期刊名称:International Journal of Networking and Computing
印刷版ISSN:2185-2847
出版年度:2021
卷号:11
期号:2
页码:267-282
语种:English
出版社:International Journal of Networking and Computing
摘要:General matrix-matrix multiplication (GEMM) is a commonly used BLAS level-3 routine in big data analysis and scientific computations. To further enhance the capability for GEMM computation on GPUs, manufacturers have introduced dedicated hardware for tensor and matrix operations into modern GPU architectures, which is called the Tensor Core unit. Mixed-precision GEMM based on the Tensor Core units has been introduced into many BLAS libraries and deep learning frameworks.
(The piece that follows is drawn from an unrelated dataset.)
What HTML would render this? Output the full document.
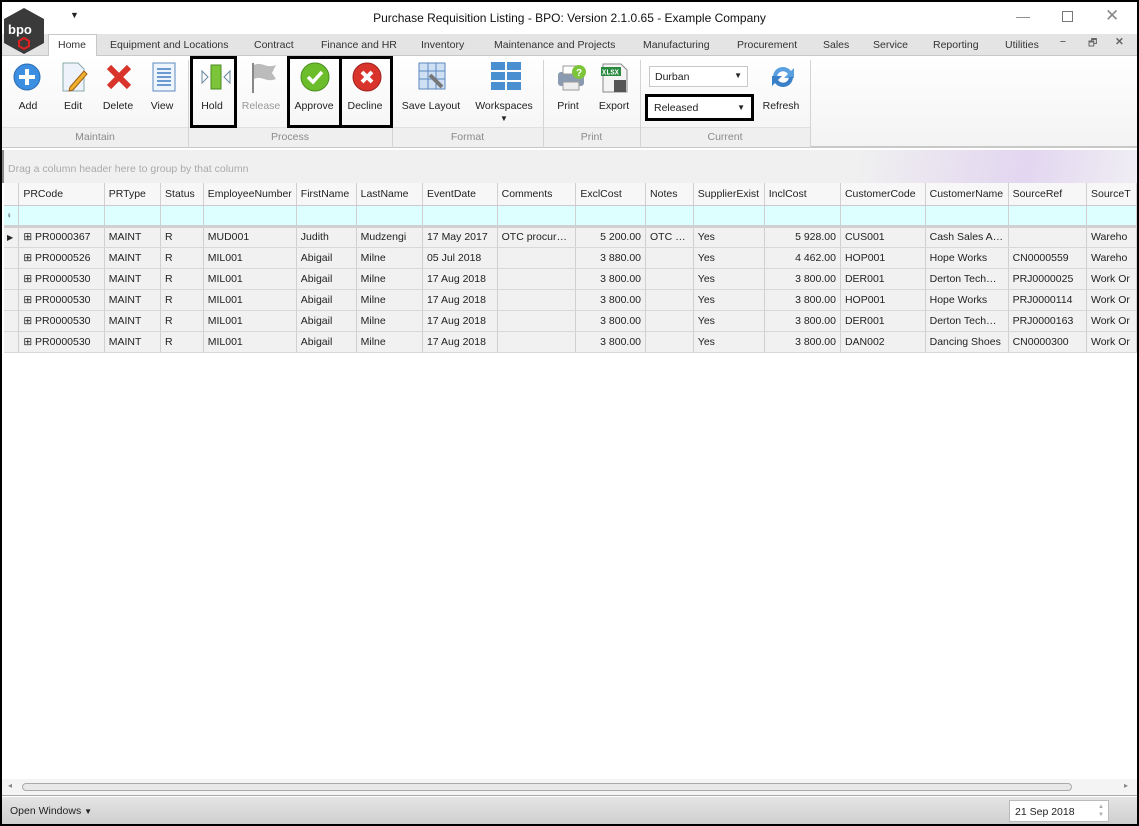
<!DOCTYPE html>
<html><head><style>
*{margin:0;padding:0;box-sizing:border-box}
body{width:1139px;height:826px;overflow:hidden;font-family:"Liberation Sans",sans-serif;font-size:10.5px;color:#222;background:#000;position:relative}
#win{position:absolute;left:2px;top:2px;width:1135px;height:822px;background:#fff;overflow:hidden}
.a{position:absolute}
.tab{position:absolute;top:37px;font-size:10.5px;color:#333}
.btn{position:absolute;top:98px;font-size:10.5px;text-align:center}
.grp{position:absolute;top:129px;font-size:10.5px;color:#8a8a8a;text-align:center}
.sep{position:absolute;top:58px;width:1px;height:88px;background:#d4d4d4}
table{border-collapse:collapse;position:absolute;left:2px;top:181px;table-layout:fixed}
td{height:21px;border-right:1px solid #d0d0d0;border-bottom:1px solid #d8d8d8;padding:0 4px;white-space:nowrap;overflow:hidden;font-size:10.5px}
tr.h td{background:#f7f7f7;height:22px;border-bottom:1px solid #ccc}
tr.f td{background:#ddffff;height:21px;border-bottom:3px solid #d0d0d0}
tr.d td{background:#f1f1f1}
.r{text-align:right}
.box{position:absolute;border:3px solid #000}
</style></head><body><div id="win">
<div class="a" style="left:0;top:0;width:1135px;height:32px;background:#fff"></div>
<div class="a" style="left:68px;top:8px;font-size:9px">▼</div>
<div class="a" style="left:0;top:9px;width:1135px;text-align:center;font-size:12px;color:#111">Purchase Requisition Listing - BPO: Version 2.1.0.65 - Example Company</div>
<div class="a" style="left:1014px;top:6px;font-size:14px;color:#888">—</div>
<div class="a" style="left:1060px;top:9px;width:11px;height:11px;border:1px solid #777"></div>
<div class="a" style="left:1103px;top:4px;font-size:17px;color:#888">✕</div>
<div class="a" style="left:0;top:32px;width:1135px;height:22px;background:#e4e4e4;border-bottom:1px solid #c8c8c8"></div>
<div class="a" style="left:46px;top:32px;width:49px;height:23px;background:#fff;border:1px solid #c8c8c8;border-bottom:none"></div>
<div class="a" style="left:2px;top:6px;width:40px;height:46px;z-index:5">
<svg width="40" height="46"><polygon points="20,0 40,11 40,35 20,46 0,35 0,11" fill="#3a3a3a"/><text x="4" y="26" fill="#fff" font-size="13" font-family="Liberation Sans" font-weight="bold">bpo</text><polygon points="20,30 25,33 25,38 20,41 15,38 15,33" fill="none" stroke="#e02020" stroke-width="2"/></svg></div>
<div class="tab" style="left:56px">Home</div>
<div class="tab" style="left:108px">Equipment and Locations</div>
<div class="tab" style="left:252px">Contract</div>
<div class="tab" style="left:319px">Finance and HR</div>
<div class="tab" style="left:419px">Inventory</div>
<div class="tab" style="left:492px">Maintenance and Projects</div>
<div class="tab" style="left:641px">Manufacturing</div>
<div class="tab" style="left:735px">Procurement</div>
<div class="tab" style="left:821px">Sales</div>
<div class="tab" style="left:871px">Service</div>
<div class="tab" style="left:931px">Reporting</div>
<div class="tab" style="left:1003px">Utilities</div>
<div class="tab" style="left:1058px;top:33px;color:#666;font-weight:bold">–</div>
<div class="tab" style="left:1086px;top:34px;color:#666;font-size:10px">🗗</div>
<div class="tab" style="left:1113px;top:34px;color:#666;font-weight:bold">✕</div>
<div class="a" style="left:0;top:54px;width:1135px;height:92px;background:linear-gradient(#fff,#f3f3f3);border-bottom:2px solid #c8c8c8"></div>
<div class="a" style="left:0;top:125px;width:808px;height:20px;background:#efefef;border-top:1px solid #e0e0e0"></div>
<div class="sep" style="left:186px"></div><div class="sep" style="left:390px"></div><div class="sep" style="left:541px"></div><div class="sep" style="left:638px"></div><div class="sep" style="left:808px"></div>
<svg class="a" style="left:10px;top:60px" width="30" height="30"><circle cx="15" cy="15" r="13" fill="#3b8ee0" stroke="#2a6bb0"/><path d="M15 7v16M7 15h16" stroke="#fff" stroke-width="4"/></svg>
<svg class="a" style="left:58px;top:59px" width="28" height="32"><path d="M3 2h15l6 6v22H3z" fill="#eef3fb" stroke="#8aa"/><path d="M10 26l14-16 3 3-14 16-4 1z" fill="#f0b030" stroke="#a06010"/></svg>
<svg class="a" style="left:103px;top:61px" width="28" height="28"><path d="M4 4l20 20M24 4L4 24" stroke="#d9342b" stroke-width="6"/></svg>
<svg class="a" style="left:149px;top:59px" width="26" height="32"><rect x="2" y="2" width="22" height="28" fill="#eef4fc" stroke="#5b88c0"/><path d="M6 8h14M6 12h14M6 16h14M6 20h14M6 24h14" stroke="#6a9ad0" stroke-width="2"/></svg>
<svg class="a" style="left:198px;top:61px" width="32" height="28"><rect x="11" y="2" width="10" height="24" fill="#7cc43a" stroke="#4a8a20"/><path d="M2 8l6 6-6 6z M30 8l-6 6 6 6z" fill="none" stroke="#6a8aa0"/></svg>
<svg class="a" style="left:247px;top:59px" width="30" height="32"><path d="M4 2v30" stroke="#888" stroke-width="2"/><path d="M5 4c8-4 12 4 22 0l-4 8 4 6c-10 4-14-4-22 0z" fill="#bbb"/></svg>
<svg class="a" style="left:298px;top:60px" width="30" height="30"><circle cx="15" cy="15" r="14" fill="#6cbd2c" stroke="#4a9020"/><path d="M8 15l5 5 9-10" stroke="#fff" stroke-width="3.5" fill="none"/></svg>
<svg class="a" style="left:350px;top:60px" width="30" height="30"><circle cx="15" cy="15" r="14" fill="#d9342b" stroke="#a02020"/><path d="M10 10l10 10M20 10L10 20" stroke="#fff" stroke-width="4"/></svg>
<svg class="a" style="left:416px;top:59px" width="30" height="32"><rect x="1" y="2" width="26" height="26" fill="#cfe0f4" stroke="#5b88c0"/><path d="M1 10h26M1 18h26M10 2v26M18 2v26" stroke="#5b88c0"/><path d="M12 14l12 12" stroke="#777" stroke-width="4"/></svg>
<svg class="a" style="left:488px;top:59px" width="32" height="30"><g fill="#4a8fd0"><rect x="1" y="1" width="14" height="8"/><rect x="17" y="1" width="14" height="8"/><rect x="1" y="11" width="14" height="8"/><rect x="17" y="11" width="14" height="8"/><rect x="1" y="21" width="14" height="8"/><rect x="17" y="21" width="14" height="8"/></g></svg>
<svg class="a" style="left:553px;top:60px" width="32" height="30"><rect x="3" y="10" width="26" height="14" rx="3" fill="#8a9ab0"/><rect x="8" y="4" width="16" height="8" fill="#fff" stroke="#999"/><rect x="8" y="20" width="16" height="8" fill="#eee" stroke="#999"/><circle cx="24" cy="10" r="7" fill="#7cc43a"/><text x="21" y="14" font-size="10" fill="#fff" font-weight="bold">?</text></svg>
<svg class="a" style="left:598px;top:60px" width="30" height="32"><path d="M3 2h18l6 6v22H3z" fill="#f4f4f4" stroke="#888"/><rect x="1" y="5" width="20" height="9" fill="#2a8a40"/><text x="2" y="12.5" font-size="7" fill="#fff" font-family="Liberation Mono" font-weight="bold">XLSX</text><rect x="14" y="18" width="12" height="12" fill="#555"/></svg>
<svg class="a" style="left:765px;top:60px" width="32" height="30"><path d="M6 15a10 10 0 0 1 18-6l3-3v10h-10l4-4a6 6 0 0 0-11 3z" fill="#5aa0e0"/><path d="M26 15a10 10 0 0 1-18 6l-3 3v-10h10l-4 4a6 6 0 0 0 11-3z" fill="#3a80c8"/></svg>
<div class="btn" style="left:8px;width:36px">Add</div>
<div class="btn" style="left:56px;width:30px">Edit</div>
<div class="btn" style="left:97px;width:38px">Delete</div>
<div class="btn" style="left:145px;width:30px">View</div>
<div class="btn" style="left:190px;width:40px">Hold</div>
<div class="btn" style="left:236px;width:46px;color:#999">Release</div>
<div class="btn" style="left:287px;width:50px">Approve</div>
<div class="btn" style="left:338px;width:50px">Decline</div>
<div class="btn" style="left:396px;width:66px">Save Layout</div>
<div class="btn" style="left:470px;width:64px">Workspaces<br><span style="font-size:8px">▼</span></div>
<div class="btn" style="left:549px;width:34px">Print</div>
<div class="btn" style="left:592px;width:40px">Export</div>
<div class="btn" style="left:755px;width:48px">Refresh</div>
<div class="a" style="left:647px;top:64px;width:99px;height:21px;border:1px solid #c8c8c8;background:#fff;padding:4px 5px">Durban<span style="position:absolute;right:5px;top:4px;font-size:8px">▼</span></div>
<div class="a" style="left:643px;top:92px;width:109px;height:27px;border:3px solid #000;background:#fff;padding:5px 6px">Released<span style="position:absolute;right:6px;top:6px;font-size:8px">▼</span></div>
<div class="grp" style="left:0;width:186px">Maintain</div>
<div class="grp" style="left:186px;width:204px">Process</div>
<div class="grp" style="left:390px;width:151px">Format</div>
<div class="grp" style="left:541px;width:97px">Print</div>
<div class="grp" style="left:638px;width:170px">Current</div>
<div class="box" style="left:188px;top:54px;width:47px;height:72px"></div>
<div class="box" style="left:285px;top:54px;width:55px;height:72px"></div>
<div class="box" style="left:337px;top:54px;width:54px;height:72px"></div>
<div class="a" style="left:0;top:148px;width:1135px;height:33px;background:linear-gradient(100deg,#f0f0f0 75%,#e2d6f0 90%,#f0eef4 100%);border-left:2px solid #888"></div>
<div class="a" style="left:6px;top:161px;color:#aaa">Drag a column header here to group by that column</div>
<table>
<colgroup><col style="width:15px"><col style="width:86px"><col style="width:57px"><col style="width:43px"><col style="width:93px"><col style="width:60px"><col style="width:67px"><col style="width:75px"><col style="width:79px"><col style="width:71px"><col style="width:48px"><col style="width:71px"><col style="width:78px"><col style="width:85px"><col style="width:83px"><col style="width:79px"><col style="width:50px"></colgroup>
<tr class="h"><td></td><td>PRCode</td><td>PRType</td><td>Status</td><td>EmployeeNumber</td><td>FirstName</td><td>LastName</td><td>EventDate</td><td>Comments</td><td>ExclCost</td><td>Notes</td><td>SupplierExist</td><td>InclCost</td><td>CustomerCode</td><td>CustomerName</td><td>SourceRef</td><td>SourceT</td></tr>
<tr class="f"><td style="font-size:8px;padding:0 2px">♀</td><td></td><td></td><td></td><td></td><td></td><td></td><td></td><td></td><td></td><td></td><td></td><td></td><td></td><td></td><td></td><td></td></tr>
<tr class="d"><td style="font-size:8px;padding:0 3px">▶</td><td>⊞ PR0000367</td><td>MAINT</td><td>R</td><td>MUD001</td><td>Judith</td><td>Mudzengi</td><td>17 May 2017</td><td>OTC procur…</td><td class="r">5 200.00</td><td>OTC …</td><td>Yes</td><td class="r">5 928.00</td><td>CUS001</td><td>Cash Sales A…</td><td></td><td>Wareho</td></tr>
<tr class="d"><td></td><td>⊞ PR0000526</td><td>MAINT</td><td>R</td><td>MIL001</td><td>Abigail</td><td>Milne</td><td>05 Jul 2018</td><td></td><td class="r">3 880.00</td><td></td><td>Yes</td><td class="r">4 462.00</td><td>HOP001</td><td>Hope Works</td><td>CN0000559</td><td>Wareho</td></tr>
<tr class="d"><td></td><td>⊞ PR0000530</td><td>MAINT</td><td>R</td><td>MIL001</td><td>Abigail</td><td>Milne</td><td>17 Aug 2018</td><td></td><td class="r">3 800.00</td><td></td><td>Yes</td><td class="r">3 800.00</td><td>DER001</td><td>Derton Tech…</td><td>PRJ0000025</td><td>Work Or</td></tr>
<tr class="d"><td></td><td>⊞ PR0000530</td><td>MAINT</td><td>R</td><td>MIL001</td><td>Abigail</td><td>Milne</td><td>17 Aug 2018</td><td></td><td class="r">3 800.00</td><td></td><td>Yes</td><td class="r">3 800.00</td><td>HOP001</td><td>Hope Works</td><td>PRJ0000114</td><td>Work Or</td></tr>
<tr class="d"><td></td><td>⊞ PR0000530</td><td>MAINT</td><td>R</td><td>MIL001</td><td>Abigail</td><td>Milne</td><td>17 Aug 2018</td><td></td><td class="r">3 800.00</td><td></td><td>Yes</td><td class="r">3 800.00</td><td>DER001</td><td>Derton Tech…</td><td>PRJ0000163</td><td>Work Or</td></tr>
<tr class="d"><td></td><td>⊞ PR0000530</td><td>MAINT</td><td>R</td><td>MIL001</td><td>Abigail</td><td>Milne</td><td>17 Aug 2018</td><td></td><td class="r">3 800.00</td><td></td><td>Yes</td><td class="r">3 800.00</td><td>DAN002</td><td>Dancing Shoes</td><td>CN0000300</td><td>Work Or</td></tr>
</table>
<div class="a" style="left:0;top:777px;width:1135px;height:17px;background:#f4f4f4;border-bottom:1px solid #aaa"></div>
<div class="a" style="left:20px;top:781px;width:1050px;height:8px;border:1px solid #aaa;border-radius:4px;background:#e8e8e8"></div>
<div class="a" style="left:6px;top:779px;font-size:8px;color:#888">◂</div>
<div class="a" style="left:1122px;top:779px;font-size:8px;color:#888">▸</div>
<div class="a" style="left:0;top:795px;width:1135px;height:27px;background:linear-gradient(#e4e4e4,#cfcfcf)"></div>
<div class="a" style="left:8px;top:803px">Open Windows <span style="font-size:8px">▼</span></div>
<div class="a" style="left:1007px;top:798px;width:100px;height:22px;background:#fff;border:1px solid #bbb;padding:5px 5px">21 Sep 2018<span style="position:absolute;right:4px;top:2px;font-size:6px;color:#aaa;line-height:8px">▲<br>▼</span></div>
</div></body></html>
However, these implementations are usually designed for large square matrices while these implementations tend to have a low performance for irregular-shaped matrices, especially for tall-and-skinny matrices.This paper discusses on optimizing the GEMM computation suited for tall-and-skinny matrices on GPUs with three optimization methods: task mapping, memory access, and efficient use of Tensor core units by filling multiple fragments. First, the task mapping pattern of GEMM is optimized to make the implementation avoid launching too many thread blocks even when the sizes of input matrices are large. Second, the memory access pattern is optimized for half-precision tall-and-skinny matrices stored in the row-major layout. Third, Tensor Core units are effectively used even for extremely skinny matrices by filling multiple fragments into a Tensor Core operation. To examine the effectiveness of the proposed optimization methods, the experiments are conducted in two cases of GEMM that take tall-and-skinny matrices as input. With the proposed optimization methods, the evaluation results show that the optimized GEMM algorithms can make 1.07x to 3.19x and 1.04x to 3.70x speedups compared with the latest cuBLAS library on NVIDIA V100 and NVIDIA A100, respectively. By reducing the usage of the Tensor Core operations and utilizing the optimized memory access pattern, the optimized GEMM algorithms can save the energy consumptions of V100 and A100 by 34% to 74% and 62% to 82%, respectively.